Injury to the arterial wall of rabbits produces proteoglycan variants with enhanced low-density lipoprotein-binding property

Abstract

The effect of arterial injury on proteoglycans (PG) and their ability to bind low-density lipoprotein (LDL) were studied in rabbits 12 weeks after balloon injury. Following biosynthetic labeling in an organ culture system, PG were isolated under dissociative conditions from deendothelialized areas (DEA), reendothelialized areas (REA), and uninjured areas (control) of the aortic tissue. DEA and REA tissues yielded 42-52% more PG and incorporated 39-67% more 35S-label into proteoglycans than control tissues. Ion-exchange chromatography of PG from DEA and REA tissues yielded PG-I, PG-II, and PG-III, while from control tissue only PG-I and PG-II. PG-II formed major portion (74-84%) of the isolated PG in all three tissue types. PGI preparations comprised entirely of heparan sulfate (HS)-PG of similar hydrodynamic size (Kav = 0.45-0.47). PG-II from DEA and REA tissues consisted of PGII-A (Kav = 0.02-0.04) and PGII-B (Kav = 0.32), while PG-II from control tissue contained only PGII-B with relatively smaller hydrodynamic size (Kav = 0.40).

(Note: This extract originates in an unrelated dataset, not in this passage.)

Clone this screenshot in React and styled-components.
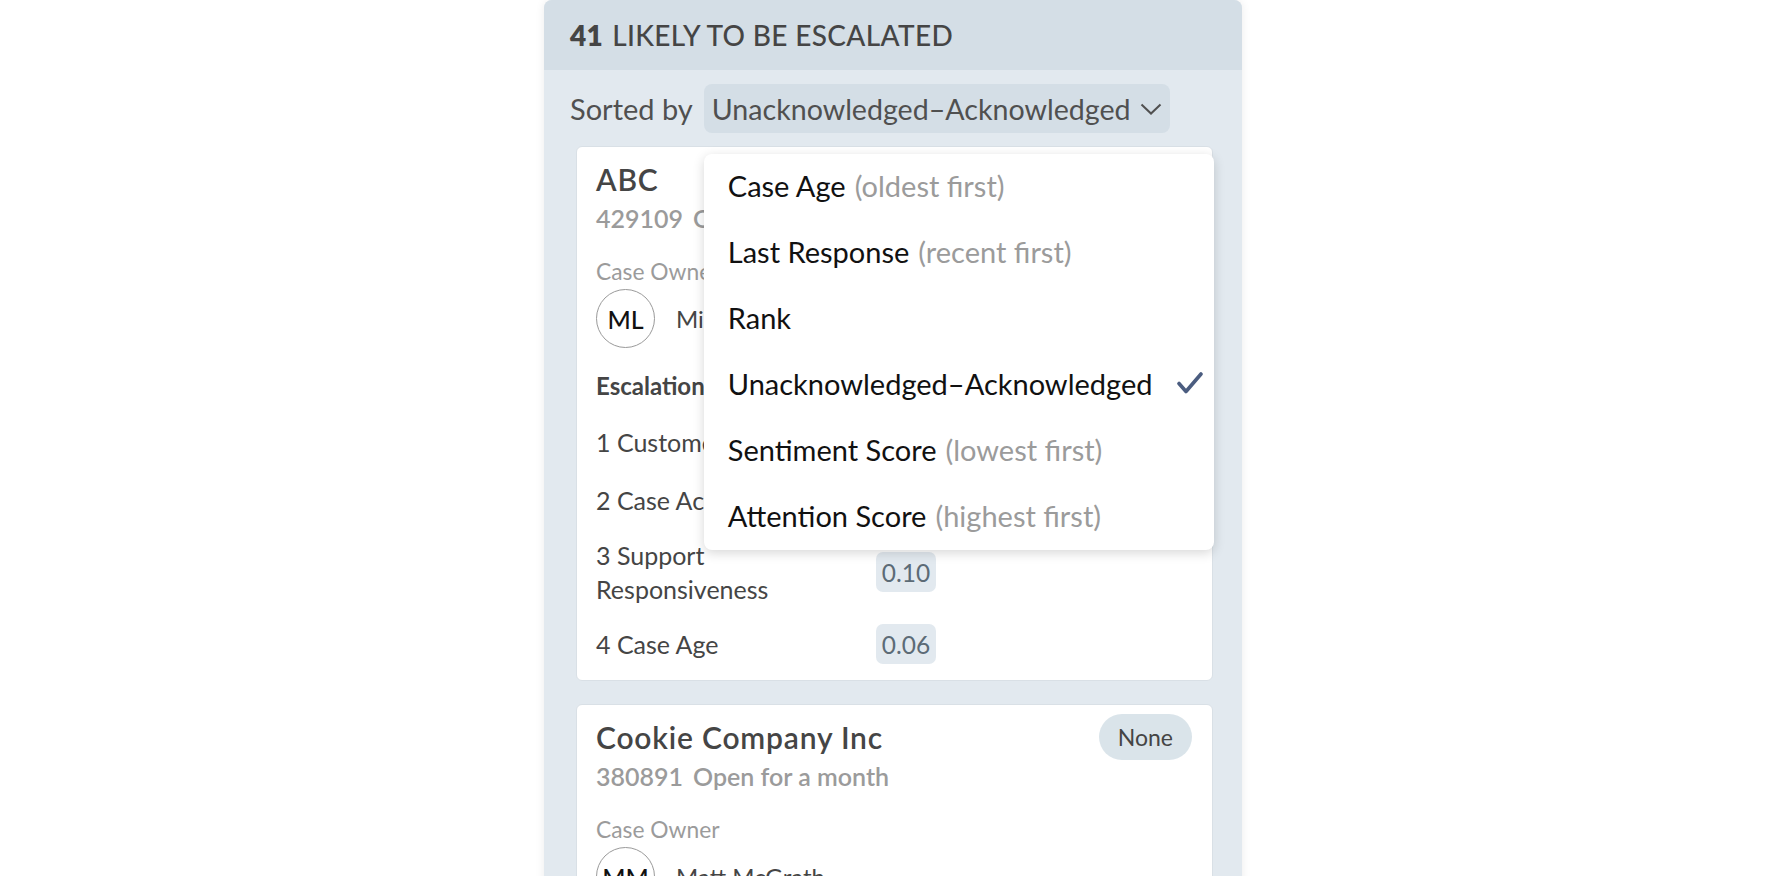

PGII-A preparations contained predominantly chondroitin sulfate (CS)-PG with no dermatan sulfate (DS); whereas PGII-B consisted mainly of CS/DS-PG, with relatively high proportion of DS in DEA and REA tissues vs. control tissue (50-54% vs. 43%). Further, the glycosaminoglycan chains of CS/DS-PG from DEA and REA tissues were 1.7-fold longer than those from control tissue. PG-III contained about 80% CS/DS-PG and 20% HS-PG; CS/DS-PG was similar to those found in PGII-B from DEA and REA tissues. HS-PG from PG-II and PG-III, unlike those from PG-I, was enriched with N-sulfated residues. PGI from all the three tissue types bound poorly to LDL. On the other hand, PGII-A, PGII-B, and PG-III from DEA and REA tissues showed enhanced ability to bind LDL, in that order. For example, the LDL-binding ability of PGII-B from DEA and REA was 2.9- to 3.1-fold above that from control tissue. Thus, arterial injury with or without regenerated endothelium produces proteoglycan variants with altered characteristics and enhanced LDL-binding ability.